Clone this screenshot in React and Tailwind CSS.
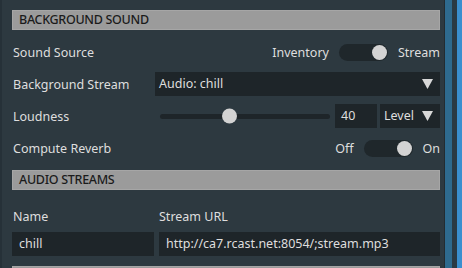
import React from 'react'

const font = { fontFamily: '"Noto Sans", "Open Sans", sans-serif' }

function Arrow() {
  return (
    <svg width="11" height="10" viewBox="0 0 11 10" className="shrink-0">
      <polygon points="0,0 11,0 5.5,10" fill="#d8d8d8" />
    </svg>
  )
}

function Header({ children }) {
  return (
    <div className="flex h-[20px] shrink-0 items-center border border-[#a6a6a6] bg-[#9b9b9b] pl-[6px] pt-[1px] text-[12.5px] font-medium tracking-[-0.3px] text-[#1b1b1b]">
      {children}
    </div>
  )
}

function Toggle({ left, right }) {
  return (
    <div className="flex items-center">
      <span className="pt-[2px] text-[12.5px] text-[#dedede]">{left}</span>
      <div className="ml-[10px] flex h-[17px] w-[49px] items-center justify-end rounded-full bg-[#1f272b] pr-[1px]">
        <div className="h-[15px] w-[15px] rounded-full bg-[#d3d3d3]" />
      </div>
      <span className="ml-[10px] pt-[2px] text-[12.5px] text-[#dedede]">{right}</span>
    </div>
  )
}

export default function App() {
  return (
    <div className="flex h-[268px] w-[462px] overflow-hidden bg-[#2d3940]" style={font}>
      <div className="w-[2px] bg-[#263138]" />
      <div className="flex min-w-0 flex-1 flex-col pl-[10px] pr-[4px] pt-[10px]">
        <Header>BACKGROUND SOUND</Header>

        <div className="mt-[10px] flex h-[24px] shrink-0 items-center justify-between pl-[1px]">
          <span className="pt-[2px] text-[12.5px] text-[#dedede]">Sound Source</span>
          <Toggle left="Inventory" right="Stream" />
        </div>

        <div className="mt-2 flex h-[24px] shrink-0 items-center">
          <span className="w-[143px] pl-[1px] pt-[2px] text-[12.5px] text-[#dedede]">Background Stream</span>
          <div className="flex h-[24px] flex-1 items-center justify-between bg-[#1e2529] pl-[4px] pr-[7px] text-[12.5px] text-[#dedede]">
            <span className="pt-[1px]">Audio: chill</span>
            <Arrow />
          </div>
        </div>

        <div className="mt-2 flex h-[24px] shrink-0 items-center">
          <span className="w-[143px] pl-[1px] pt-[2px] text-[12.5px] text-[#dedede]">Loudness</span>
          <div className="flex flex-1 items-center pl-[5px] pr-[5px]">
            <div className="relative h-[5px] flex-1 rounded-full bg-[#1e2529]">
              <div className="absolute top-1/2 left-[62px] h-[15px] w-[15px] -translate-y-1/2 rounded-full bg-[#d3d3d3]" />
            </div>
          </div>
          <div className="flex h-[24px] w-[42px] items-center bg-[#1e2529] pl-[6px] pt-[1px] text-[12.5px] text-[#dedede]">40</div>
          <div className="ml-[3px] flex h-[24px] w-[60px] items-center justify-between bg-[#1e2529] pl-[4px] pr-[7px] text-[12.5px] text-[#dedede]">
            <span className="pt-[1px]">Level</span>
            <Arrow />
          </div>
        </div>

        <div className="mt-2 flex h-[24px] shrink-0 items-center justify-between pl-[1px]">
          <span className="pt-[2px] text-[12.5px] text-[#dedede]">Compute Reverb</span>
          <Toggle left="Off" right="On" />
        </div>

        <div className="mt-[10px] shrink-0">
          <Header>AUDIO STREAMS</Header>
        </div>

        <div className="mt-[14px] flex h-[24px] shrink-0 items-center text-[12.5px] text-[#dedede]">
          <span className="w-[147px] pl-[1px] pt-[2px]">Name</span>
          <span className="pt-[2px]">Stream URL</span>
        </div>

        <div className="mt-1 flex h-[24px] shrink-0 gap-[5px] text-[12.5px] text-[#dedede]">
          <div className="flex w-[142px] items-center bg-[#1e2529] pl-[7px] pt-[1px]">chill</div>
          <div className="flex flex-1 items-center bg-[#1e2529] pl-[7px] pt-[1px]">http://ca7.rcast.net:8054/;stream.mp3</div>
        </div>

        <div className="mt-[10px] shrink-0">
          <Header>&nbsp;</Header>
        </div>
      </div>
      <div className="w-[1px] bg-[#222c32]" />
      <div className="w-[7px] bg-[#2e6a8e]" />
      <div className="w-[5px] bg-[#2a3a44]" />
      <div className="w-[5px] bg-[#3a8fcf]" />
    </div>
  )
}
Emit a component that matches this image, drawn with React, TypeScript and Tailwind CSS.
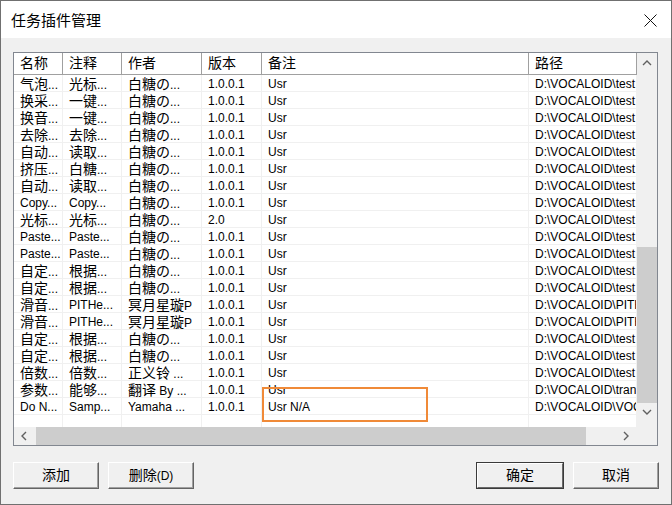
import React from "react";

const cjk = /([\u2e80-\u9fff\uff00-\uffef]+)/;

// CJK runs are drawn a bit larger than latin, like the dialog font does
const Txt = ({ s }: { s: string }) => (
  <>
    {s.split(cjk).map((p, i) =>
      cjk.test(p) ? (
        <span key={i} className="text-[14px]">
          {p}
        </span>
      ) : (
        <React.Fragment key={i}>{p}</React.Fragment>
      )
    )}
  </>
);

const widths = ["w-[49px]", "w-[59px]", "w-[80px]", "w-[60px]", "w-[267px]", "w-[108px]"];
const heads = ["名称", "注释", "作者", "版本", "备注", "路径"];

const T = "D:\\VOCALOID\\test";
const rows: string[][] = [
  ["气泡...", "光标...", "白糖の...", "1.0.0.1", "Usr", T],
  ["换采...", "一键...", "白糖の...", "1.0.0.1", "Usr", T],
  ["换音...", "一键...", "白糖の...", "1.0.0.1", "Usr", T],
  ["去除...", "去除...", "白糖の...", "1.0.0.1", "Usr", T],
  ["自动...", "读取...", "白糖の...", "1.0.0.1", "Usr", T],
  ["挤压...", "白糖...", "白糖の...", "1.0.0.1", "Usr", T],
  ["自动...", "读取...", "白糖の...", "1.0.0.1", "Usr", T],
  ["Copy...", "Copy...", "白糖の...", "1.0.0.1", "Usr", T],
  ["光标...", "光标...", "白糖の...", "2.0", "Usr", T],
  ["Paste...", "Paste...", "白糖の...", "1.0.0.1", "Usr", T],
  ["Paste...", "Paste...", "白糖の...", "1.0.0.1", "Usr", T],
  ["自定...", "根据...", "白糖の...", "1.0.0.1", "Usr", T],
  ["自定...", "根据...", "白糖の...", "1.0.0.1", "Usr", T],
  ["滑音...", "PITHe...", "冥月星璇P", "1.0.0.1", "Usr", "D:\\VOCALOID\\PITHelper"],
  ["滑音...", "PITHe...", "冥月星璇P", "1.0.0.1", "Usr", "D:\\VOCALOID\\PITHelper"],
  ["自定...", "根据...", "白糖の...", "1.0.0.1", "Usr", T],
  ["自定...", "根据...", "白糖の...", "1.0.0.1", "Usr", T],
  ["倍数...", "倍数...", "正义铃 ...", "1.0.0.1", "Usr", T],
  ["参数...", "能够...", "翻译 By ...", "1.0.0.1", "Usr", "D:\\VOCALOID\\translate"],
  ["Do N...", "Samp...", "Yamaha ...", "1.0.0.1", "Usr N/A", "D:\\VOCALOID\\VOCALOID"],
];

const Chevron = ({ dir }: { dir: "up" | "down" | "left" | "right" }) => {
  const pts = {
    up: "1,6 5,2 9,6",
    down: "1,2 5,6 9,2",
    left: "6,1 2,5 6,9",
    right: "3,1 7,5 3,9",
  }[dir];
  return (
    <svg width="10" height="10" viewBox="0 0 10 10">
      <polyline points={pts} fill="none" stroke="#606060" strokeWidth="1.4" />
    </svg>
  );
};

const Btn = ({ label, def }: { label: string; def?: boolean }) =>
  def ? (
    <div className="w-[88px] h-[27px] border border-[#3a3a3a]">
      <button className="w-full h-full bg-[#f0f0f0] border border-t-white border-l-white border-r-[#696969] border-b-[#696969] text-[12px] text-black">
        <Txt s={label} />
      </button>
    </div>
  ) : (
    <button className="w-[86px] h-[27px] bg-[#f0f0f0] border border-t-white border-l-white border-r-[#646464] border-b-[#646464] shadow-[inset_-1px_-1px_0_#a0a0a0] text-[12px] text-black">
      <Txt s={label} />
    </button>
  );

export default function App() {
  return (
    <div className="w-[672px] h-[505px] border border-[#707070] bg-[#f0f0f0] flex flex-col font-['Liberation_Sans','Noto_Sans_CJK_SC',sans-serif] text-black">
      <div className="h-[37px] bg-white flex items-center justify-between pl-[10px] pr-[14px] pt-[1px]">
        <span className="text-[15px] font-['Noto_Sans_CJK_SC',sans-serif]">任务插件管理</span>
        <svg width="13" height="13" viewBox="0 0 13 13">
          <path d="M0.5 0.5 L12.5 12.5 M12.5 0.5 L0.5 12.5" stroke="#111" strokeWidth="1" />
        </svg>
      </div>

      <div className="flex-1 flex flex-col px-[12px] pt-[14px]">
        <div className="relative w-[645px] h-[394px] border border-[#828790] bg-white flex flex-col">
          <div className="flex flex-1 min-h-0">
            <div className="w-[623px] overflow-hidden flex flex-col">
              <div className="flex h-[22px] border-b border-[#a0a0a0] shrink-0">
                {heads.map((h, i) => (
                  <div
                    key={i}
                    className={`${widths[i]} shrink-0 h-full border-r border-[#a0a0a0] shadow-[inset_1px_0_0_#ffffff] pl-[6px] leading-[21px] text-[14px]`}
                  >
                    {h}
                  </div>
                ))}
              </div>
              {rows.map((r, ri) => (
                <div key={ri} className="flex h-[17px] shrink-0 border-b border-[#f0f0f0]">
                  {r.map((c, ci) => (
                    <div
                      key={ci}
                      className={`${widths[ci]} shrink-0 h-full border-r border-[#f0f0f0] pl-[6px] leading-[19px] text-[12px] whitespace-nowrap ${
                        ci === 5 ? "overflow-hidden" : ""
                      }`}
                    >
                      <Txt s={c} />
                    </div>
                  ))}
                </div>
              ))}
              <div className="flex flex-1">
                {widths.map((w, i) => (
                  <div key={i} className={`${w} shrink-0 h-full border-r border-[#f0f0f0]`} />
                ))}
              </div>
            </div>
            <div className="w-[20px] bg-[#f0f0f0] flex flex-col">
              <div className="h-[22px] flex items-center justify-center">
                <Chevron dir="up" />
              </div>
              <div className="h-[172px]" />
              <div className="h-[156px] bg-[#cdcdcd]" />
              <div className="h-[20px] flex items-center justify-center">
                <Chevron dir="down" />
              </div>
              <div className="flex-1" />
            </div>
          </div>
          <div className="flex h-[18px] shrink-0">
            <div className="w-[623px] flex bg-[#f0f0f0]">
              <div className="w-[22px] flex items-center justify-center">
                <Chevron dir="left" />
              </div>
              <div className="w-[550px] bg-[#cdcdcd]" />
              <div className="flex-1" />
              <div className="w-[22px] flex items-center justify-center">
                <Chevron dir="right" />
              </div>
            </div>
            <div className="w-[20px] bg-[#f0f0f0]" />
          </div>

          <div className="absolute left-[248px] top-[334px] w-[166px] h-[35px] border-2 border-[#f08a38]" />
        </div>

        <div className="flex items-center mt-[16px] gap-[9px]">
          <Btn label="添加" />
          <Btn label="删除(D)" />
          <div className="ml-auto flex gap-[9px]">
            <Btn label="确定" def />
            <Btn label="取消" />
          </div>
        </div>
      </div>
    </div>
  );
}
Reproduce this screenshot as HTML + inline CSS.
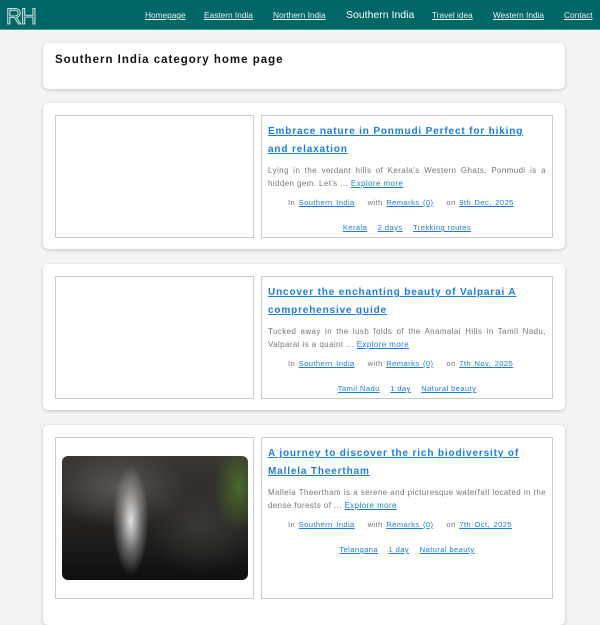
━━━━
### Stated task:
Extract each line holding the word "screenshot" from the records.

### Exercise solution:
Clone this screenshot in React and Tailwind CSS.
Reproduce this screenshot as HTML + inline CSS.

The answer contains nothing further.